Post Numero 600: A Half-Hearted Apology.

Reading someone else's posting yesterday morning reminded me of a telephone 'problem' we had many years ago when I was about 16 or 17.

We lived on the south coast of England, and our telephone number was the same as that of a Hairdresser in a nearby village; although the dialing code itself was totally different. People imagined that the code was the same as the larger nearby town (where WE lived), and would dial our number to make an appointment.

The young Cro, and the rest of his immediate family, became rather pissed-off with all these unwanted calls, and we eventually had words with the salon owner (twice), asking him if he could stress to his clients that the code for HIS village was totally different to that of OUR nearby town.

Nothing happened, and the calls continued. So whenever at home I decided to accept appointments myself. On a busy day I would make 20 or more appointments; usually for the same time, and (if I was feeling particularly evil) all for the same day. For some reason his clients always wanted to be coiffed in the mornings, at roughly 10.30am.

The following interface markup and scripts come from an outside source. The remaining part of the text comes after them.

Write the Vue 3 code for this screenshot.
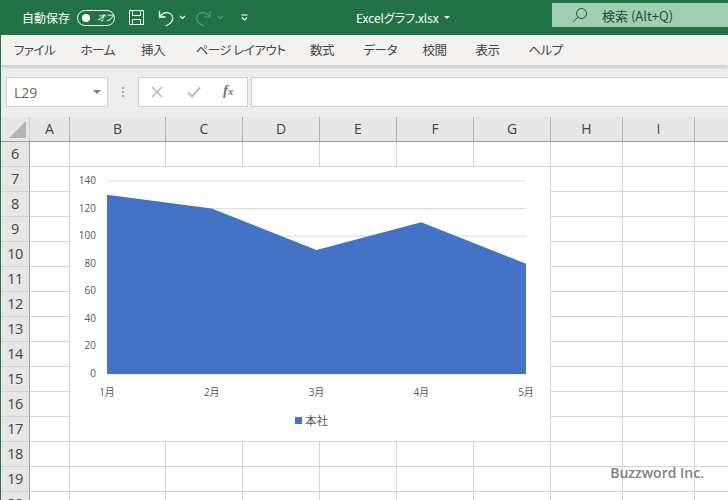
<script setup>
const tabs = [
  { t: 'ファイル', w: 38 }, { t: 'ホーム', w: 32 }, { t: '挿入', w: 26 }, { t: 'ページ レイアウト', w: 86 },
  { t: '数式', w: 25 }, { t: 'データ', w: 30.5 }, { t: '校閲', w: 24.5 }, { t: '表示', w: 24.5 }, { t: 'ヘルプ', w: 32 }
]
const cols = [
  { name: 'A', w: 40 }, { name: 'B', w: 96 }, { name: 'C', w: 77 }, { name: 'D', w: 77 },
  { name: 'E', w: 77 }, { name: 'F', w: 77 }, { name: 'G', w: 77 }, { name: 'H', w: 72 },
  { name: 'I', w: 72 }, { name: '', w: 40 }
]
const rows = [6, 7, 8, 9, 10, 11, 12, 13, 14, 15, 16, 17, 18, 19, 20]
const gridCols = cols.map(c => c.w + 'px').join(' ')

// chart geometry, in chart coordinates (chart box starts at 70,167)
const x0 = 37, x1 = 456, y0 = 207, yTop = 14
const ticks = [0, 20, 40, 60, 80, 100, 120, 140]
const months = ['1月', '2月', '3月', '4月', '5月']
const values = [130, 120, 90, 110, 80]
const yOf = v => y0 - (v / 140) * (y0 - yTop)
const xOf = i => x0 + (i * (x1 - x0)) / 4
const area = `${x0},${y0} ` + values.map((v, i) => `${xOf(i)},${yOf(v)}`).join(' ') + ` ${x1},${y0}`
</script>

<template>
  <div class="xl">
    <div class="title">
      <span class="autosave">自動保存</span>
      <span class="toggle"><i class="knob"></i><em>オフ</em></span>
      <svg class="ic save" width="17" height="17" viewBox="0 0 17 17" fill="none" stroke="#fff" stroke-width="1">
        <path d="M1.5 1.5h14v14h-14z" />
        <path d="M4.5 1.5v5h8v-5M4.5 15.5v-5h8v5" />
      </svg>
      <svg class="ic undo" width="17" height="18" viewBox="0 0 17 18" fill="none" stroke="#fff" stroke-width="1.3">
        <path d="M1.5 2v6h6" />
        <path d="M1.8 7.8C4 4.6 6.5 3.3 9.4 3.6c3.4.4 5.4 3 5.3 5.8-.1 3-2.6 5.5-7 7.6" />
      </svg>
      <svg class="ic caret-s" width="7" height="5" viewBox="0 0 7 5" fill="none" stroke="#fff" stroke-width="1.2"><path d="M1 1l2.5 2.5L6 1" /></svg>
      <svg class="ic redo" width="17" height="18" viewBox="0 0 17 18" fill="none" stroke="#5c9c7c" stroke-width="1.2">
        <path d="M15 2v6H9" />
        <path d="M14.7 7.8C12.5 4.6 10 3.3 7.1 3.6c-3.4.4-5.4 3-5.3 5.8.1 3 2.6 5.5 7 7.6" />
      </svg>
      <svg class="ic caret-d" width="7" height="5" viewBox="0 0 7 5" fill="none" stroke="#5c9c7c" stroke-width="1.2"><path d="M1 1l2.5 2.5L6 1" /></svg>
      <svg class="ic qat" width="7" height="7" viewBox="0 0 7 7" fill="none" stroke="#fff" stroke-width="1.1">
        <path d="M0.5 1h6" /><path d="M0.8 3.5L3.5 6l2.7-2.5" />
      </svg>
      <span class="file">Excelグラフ.xlsx</span>
      <svg class="file-caret" width="6" height="3" viewBox="0 0 6 3"><path d="M0 0h6L3 3z" fill="#fff" /></svg>
      <div class="search">
        <svg width="16" height="16" viewBox="0 0 16 16" fill="none" stroke="#1f4d36" stroke-width="1">
          <circle cx="9.5" cy="6.5" r="5" /><path d="M6 10.2L1 15.2" />
        </svg>
        <span>検索 (Alt+Q)</span>
      </div>
    </div>

    <div class="tabs">
      <span v-for="t in tabs" :key="t.t" class="tab" :style="{ width: t.w + 'px' }">{{ t.t }}</span>
    </div>

    <div class="fbar">
      <div class="namebox">
        <span>L29</span>
        <svg width="8" height="4" viewBox="0 0 8 4"><path d="M0 0h8L4 4z" fill="#777" /></svg>
      </div>
      <div class="dots"><i></i><i></i><i></i></div>
      <div class="fx-btns">
        <svg width="12" height="12" viewBox="0 0 12 12" fill="none" stroke="#bdbdbd" stroke-width="1.6"><path d="M1 1l10 10M11 1L1 11" /></svg>
        <svg width="14" height="12" viewBox="0 0 14 12" fill="none" stroke="#bdbdbd" stroke-width="2"><path d="M1 6.5l4 4L13 1.5" /></svg>
        <span class="fx">f<span>x</span></span>
      </div>
      <div class="formula"></div>
    </div>

    <div class="sheet">
      <div class="head">
        <div class="corner"><svg width="17" height="17" viewBox="0 0 17 17"><path d="M17 0v17H0z" fill="#b4b4b4" /></svg></div>
        <div class="col-heads" :style="{ gridTemplateColumns: gridCols }">
          <div v-for="c in cols" :key="c.name" class="col-head">{{ c.name }}</div>
        </div>
      </div>
      <div v-for="r in rows" :key="r" class="row">
        <div class="row-head">{{ r }}</div>
        <div class="cells" :style="{ gridTemplateColumns: gridCols }">
          <div v-for="c in cols" :key="c.name" class="cell"></div>
        </div>
      </div>

      <div class="chart">
        <svg width="480" height="274" viewBox="0 0 480 274">
          <g v-for="t in ticks" :key="t">
            <line :x1="x0" :x2="x1" :y1="yOf(t)" :y2="yOf(t)" stroke="#d9d9d9" />
            <text class="lbl" :x="x0 - 11" :y="yOf(t) + 3" text-anchor="end">{{ t }}</text>
          </g>
          <polygon :points="area" fill="#4472c4" />
          <text v-for="(m, i) in months" :key="m" class="lbl" :x="xOf(i)" y="229" text-anchor="middle">{{ m }}</text>
          <rect x="225" y="250" width="7" height="7" fill="#4472c4" />
          <text class="lgd" x="235" y="258">本社</text>
        </svg>
      </div>

      <div class="mark">Buzzword Inc.</div>
    </div>
  </div>
</template>

<style scoped>
.xl {
  width: 728px;
  height: 500px;
  overflow: hidden;
  display: flex;
  flex-direction: column;
  background: #e9e9e9;
  font-family: "Noto Sans CJK JP", "Open Sans", sans-serif;
  font-feature-settings: "palt";
  border-left: 1px solid #217346;
  box-sizing: border-box;
}

/* title bar */
.title {
  height: 35px;
  flex: none;
  margin-left: -1px;
  background: #217346;
  color: #fff;
  display: flex;
  align-items: center;
  font-size: 12px;
}
.autosave { margin-left: 22px; white-space: nowrap; width: 48px; }
.toggle {
  margin-left: 7px;
  width: 36px;
  height: 14px;
  border: 1px solid #fff;
  border-radius: 8px;
  display: flex;
  align-items: center;
  box-sizing: content-box;
  flex: none;
}
.knob {
  width: 8px;
  height: 8px;
  margin-left: 4px;
  border-radius: 50%;
  background: #fff;
  flex: none;
}
.toggle em {
  font-style: italic;
  font-size: 9px;
  margin-left: 7px;
  line-height: 1;
  white-space: nowrap;
}
.ic { flex: none; }
.save { margin-left: 13px; }
.undo { margin-left: 13px; }
.caret-s { margin-left: 4px; }
.redo { margin-left: 9px; }
.caret-d { margin-left: 5px; }
.qat { margin-left: 17px; }
.file { margin-left: 108px; font-size: 12px; letter-spacing: -0.1px; white-space: nowrap; }
.file-caret { margin-left: 5px; }
.search {
  margin-left: auto;
  width: 176px;
  height: 24px;
  margin-top: -5px;
  background: #9fcfb2;
  color: #1f4d36;
  display: flex;
  align-items: center;
  font-size: 13px;
}
.search svg { margin-left: 20px; }
.search span { margin-left: 14px; }

/* ribbon tabs */
.tabs {
  height: 30px;
  flex: none;
  background: #f3f2f1;
  display: flex;
  align-items: center;
  padding-left: 13px;
  padding-bottom: 2px;
  box-sizing: border-box;
  gap: 28.5px;
  font-size: 12.5px;
  letter-spacing: -0.5px;
  color: #444;
  box-shadow: 0 2px 4px rgba(0, 0, 0, 0.18);
  position: relative;
}
.tab { white-space: nowrap; }

/* formula bar */
.fbar {
  height: 52px;
  flex: none;
  display: flex;
  align-items: center;
  padding-top: 2px;
  box-sizing: border-box;
  background: #eceded;
}
.namebox {
  margin-left: 5px;
  width: 102px;
  height: 30px;
  background: #fff;
  border: 1px solid #d0d0d0;
  box-sizing: border-box;
  display: flex;
  align-items: center;
  justify-content: space-between;
  padding: 0 6px 0 7px;
  font-family: "Open Sans", sans-serif;
  font-size: 14px;
  color: #666;
}
.dots {
  width: 30px;
  display: flex;
  flex-direction: column;
  align-items: center;
  gap: 2px;
}
.dots i { width: 2px; height: 2px; background: #aaa; }
.fx-btns {
  width: 110px;
  height: 30px;
  background: #fff;
  border: 1px solid #d0d0d0;
  box-sizing: border-box;
  display: flex;
  align-items: center;
  padding-left: 12px;
  gap: 24px;
}
.fx {
  font-family: "Liberation Serif", serif;
  font-style: italic;
  font-weight: 700;
  font-size: 15px;
  color: #777;
  margin-left: -2px;
  padding-bottom: 3px;
}
.fx span { font-size: 11px; }
.formula {
  margin-left: 3px;
  flex: 1;
  height: 30px;
  background: #fff;
  border: 1px solid #d0d0d0;
  border-right: 0;
  box-sizing: border-box;
}

/* sheet */
.sheet {
  position: relative;
  flex: 1;
  background: #fff;
  overflow: hidden;
}
.head {
  display: flex;
  height: 25px;
  background: #e6e6e6;
  border-bottom: 1px solid #9c9c9c;
  box-sizing: border-box;
}
.corner {
  width: 29px;
  flex: none;
  display: flex;
  align-items: flex-end;
  justify-content: flex-end;
  padding: 0 3px 3px 0;
  box-sizing: border-box;
  border-right: 1px solid #d0d0d0;
}
.col-heads { display: grid; }
.col-head {
  border-right: 1px solid #b0b0b0;
  box-sizing: border-box;
  display: flex;
  align-items: center;
  justify-content: center;
  font-family: "Open Sans", sans-serif;
  font-size: 14px;
  color: #444;
  height: 24px;
  padding-bottom: 2px;
}
.row { display: flex; height: 25px; }
.row-head {
  width: 29px;
  flex: none;
  background: #e6e6e6;
  border-right: 1px solid #9c9c9c;
  border-bottom: 1px solid #d0d0d0;
  box-sizing: border-box;
  display: flex;
  align-items: center;
  justify-content: center;
  padding-bottom: 2px;
  font-family: "Open Sans", sans-serif;
  font-size: 14.5px;
  letter-spacing: -0.5px;
  color: #444;
}
.cells { display: grid; }
.cell {
  border-right: 1px solid #d4d4d4;
  border-bottom: 1px solid #d4d4d4;
  box-sizing: border-box;
}

/* chart floats over the cells */
.chart {
  position: absolute;
  left: 69px;
  top: 50px;
  width: 480px;
  height: 274px;
  background: #fff;
}
.chart svg { display: block; }
.lbl {
  font-family: "Open Sans", "Noto Sans CJK JP", sans-serif;
  font-size: 10px;
  fill: #595959;
}
.lgd {
  font-family: "Noto Sans CJK JP", sans-serif;
  font-size: 11.5px;
  fill: #595959;
}
.mark {
  position: absolute;
  right: 24px;
  bottom: 18px;
  font-family: "Open Sans", sans-serif;
  font-size: 14px;
  font-weight: 600;
  color: rgba(90, 90, 90, 0.8);
  white-space: nowrap;
}
</style>
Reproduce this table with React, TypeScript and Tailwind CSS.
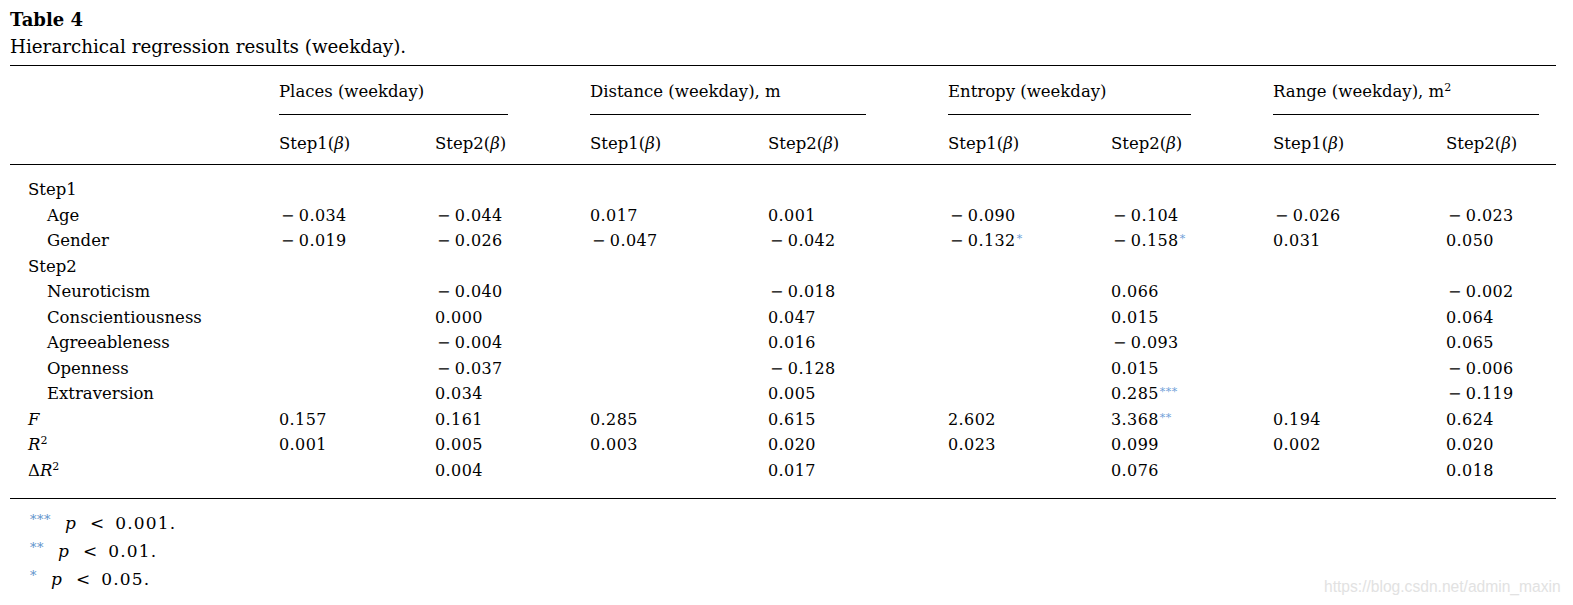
import React from 'react';

const cols = 'grid grid-cols-[269px_156px_155px_178px_180px_163px_162px_173px_110px]';

type Cell = string | null;

const groups = [
  { title: <>Places (weekday)</>, mr: 'mr-[82px]' },
  { title: <>Distance (weekday), m</>, mr: 'mr-[82px]' },
  { title: <>Entropy (weekday)</>, mr: 'mr-[82px]' },
  {
    title: (
      <>
        Range (weekday), m<span className="relative -top-[6px] text-[11px] leading-none">2</span>
      </>
    ),
    mr: 'mr-[17px]',
  },
];

const sq = <span className="relative -top-[6px] text-[11px] leading-none">2</span>;

const rows: { label: React.ReactNode; indent?: boolean; cells?: Cell[] }[] = [
  { label: 'Step1' },
  { label: 'Age', indent: true, cells: ['-0.034', '-0.044', '0.017', '0.001', '-0.090', '-0.104', '-0.026', '-0.023'] },
  { label: 'Gender', indent: true, cells: ['-0.019', '-0.026', '-0.047', '-0.042', '-0.132*', '-0.158*', '0.031', '0.050'] },
  { label: 'Step2' },
  { label: 'Neuroticism', indent: true, cells: [null, '-0.040', null, '-0.018', null, '0.066', null, '-0.002'] },
  { label: 'Conscientiousness', indent: true, cells: [null, '0.000', null, '0.047', null, '0.015', null, '0.064'] },
  { label: 'Agreeableness', indent: true, cells: [null, '-0.004', null, '0.016', null, '-0.093', null, '0.065'] },
  { label: 'Openness', indent: true, cells: [null, '-0.037', null, '-0.128', null, '0.015', null, '-0.006'] },
  { label: 'Extraversion', indent: true, cells: [null, '0.034', null, '0.005', null, '0.285***', null, '-0.119'] },
  { label: <i>F</i>, cells: ['0.157', '0.161', '0.285', '0.615', '2.602', '3.368**', '0.194', '0.624'] },
  {
    label: (
      <>
        <i>R</i>
        {sq}
      </>
    ),
    cells: ['0.001', '0.005', '0.003', '0.020', '0.023', '0.099', '0.002', '0.020'],
  },
  {
    label: (
      <>
        Δ<i>R</i>
        {sq}
      </>
    ),
    cells: [null, '0.004', null, '0.017', null, '0.076', null, '0.018'],
  },
];

function Num({ v }: { v: Cell }) {
  if (!v) return <div />;
  const stars = v.match(/\*+$/)?.[0] ?? '';
  let body = stars ? v.slice(0, -stars.length) : v;
  const neg = body.startsWith('-');
  if (neg) body = body.slice(1);
  return (
    <div className="whitespace-nowrap text-[16px] tracking-[0.4px]">
      {neg && <span className="ml-[2px] mr-[4px]">−</span>}
      {body}
      {stars && (
        <span className="relative -top-[4px] ml-[1px] text-[11px] leading-none tracking-[0.5px] text-[#6f9fd8]">
          {stars}
        </span>
      )}
    </div>
  );
}

function Footnote({ stars, value }: { stars: string; value: string }) {
  return (
    <div className="flex items-baseline whitespace-nowrap">
      <span className="relative -top-[5px] mr-[14px] text-[13px] leading-none tracking-[0.5px] text-[#5f93cc]">{stars}</span>
      <i>p</i>
      <span className="ml-[14px]">&lt;</span>
      <span className="ml-[11px] tracking-[1.2px]">{value}</span>
    </div>
  );
}

export default function App() {
  return (
    <div className="relative h-[605px] w-[1573px] overflow-hidden bg-white font-['DejaVu_Serif',serif] text-black">
      <div className="pl-[10px]">
        <div className="w-[1546px]">
          {/* Caption */}
          <div className="pt-[6px] leading-[27px]">
            <div className="text-[18px] font-bold">Table 4</div>
            <div className="text-[18.3px]">Hierarchical regression results (weekday).</div>
          </div>

          {/* Head */}
          <div className="mt-[5px] border-y border-black pt-[13px] pb-[8px] text-[16.5px]">
            <div className={cols}>
              <div />
              {groups.map((g, i) => (
                <div key={i} className={`col-span-2 border-b border-black pb-[10px] leading-[25px] ${g.mr}`}>
                  {g.title}
                </div>
              ))}
            </div>
            <div className={`${cols} mt-[16px] leading-[25px]`}>
              <div />
              {Array.from({ length: 8 }).map((_, i) => (
                <div key={i}>
                  Step{i % 2 === 0 ? 1 : 2}(<i>β</i>)
                </div>
              ))}
            </div>
          </div>

          {/* Body */}
          <div className="border-b border-black pt-[12px] pb-[15px] text-[16.5px] leading-[25.5px]">
            {rows.map((r, i) => (
              <div key={i} className={`${cols} h-[25.5px]`}>
                <div className={r.indent ? 'pl-[37px]' : 'pl-[18px]'}>{r.label}</div>
                {r.cells?.map((c, j) => <Num key={j} v={c} />)}
              </div>
            ))}
          </div>

          {/* Notes */}
          <div className="pt-[10px] pl-[20px] text-[17px] leading-[28px]">
            <Footnote stars="***" value="0.001." />
            <Footnote stars="**" value="0.01." />
            <Footnote stars="*" value="0.05." />
          </div>
        </div>
      </div>

      <div className="absolute top-[579px] left-[1324px] whitespace-nowrap font-['Liberation_Sans',sans-serif] text-[15.6px] leading-[16px] text-[#e2e2e2]">
        https://blog.csdn.net/admin_maxin
      </div>
    </div>
  );
}
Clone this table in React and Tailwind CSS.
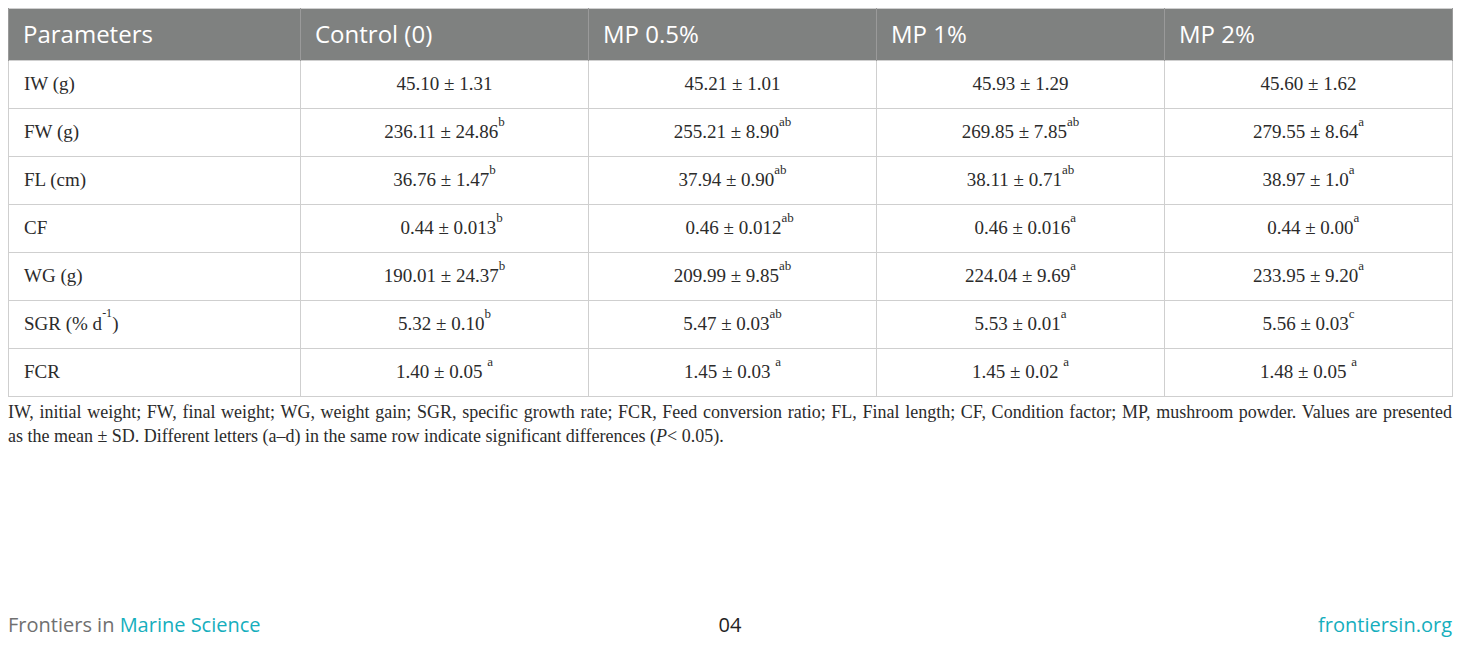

I imagine, on occasions, there must have been total chaos in the salon with all these women turning up for their weekly blue rinse, or their Thatcher-like perm', insisting that they were the first to be seen.

I would now like to apologise to all those women whose time I wasted, and also to the salon owner himself. Of course, given the chance I'd do exactly the same again (it was strangely empowering).

Some time later the calls stopped. Wisdom must have prevailed, and I presume he changed his number. Shame!

And the moral of this story? Well, there isn't one!... You'd be spoiling someone's day if you double-checked your hairdresser's phone number. Best to try to memorise it; there's probably another Cro out there somewhere!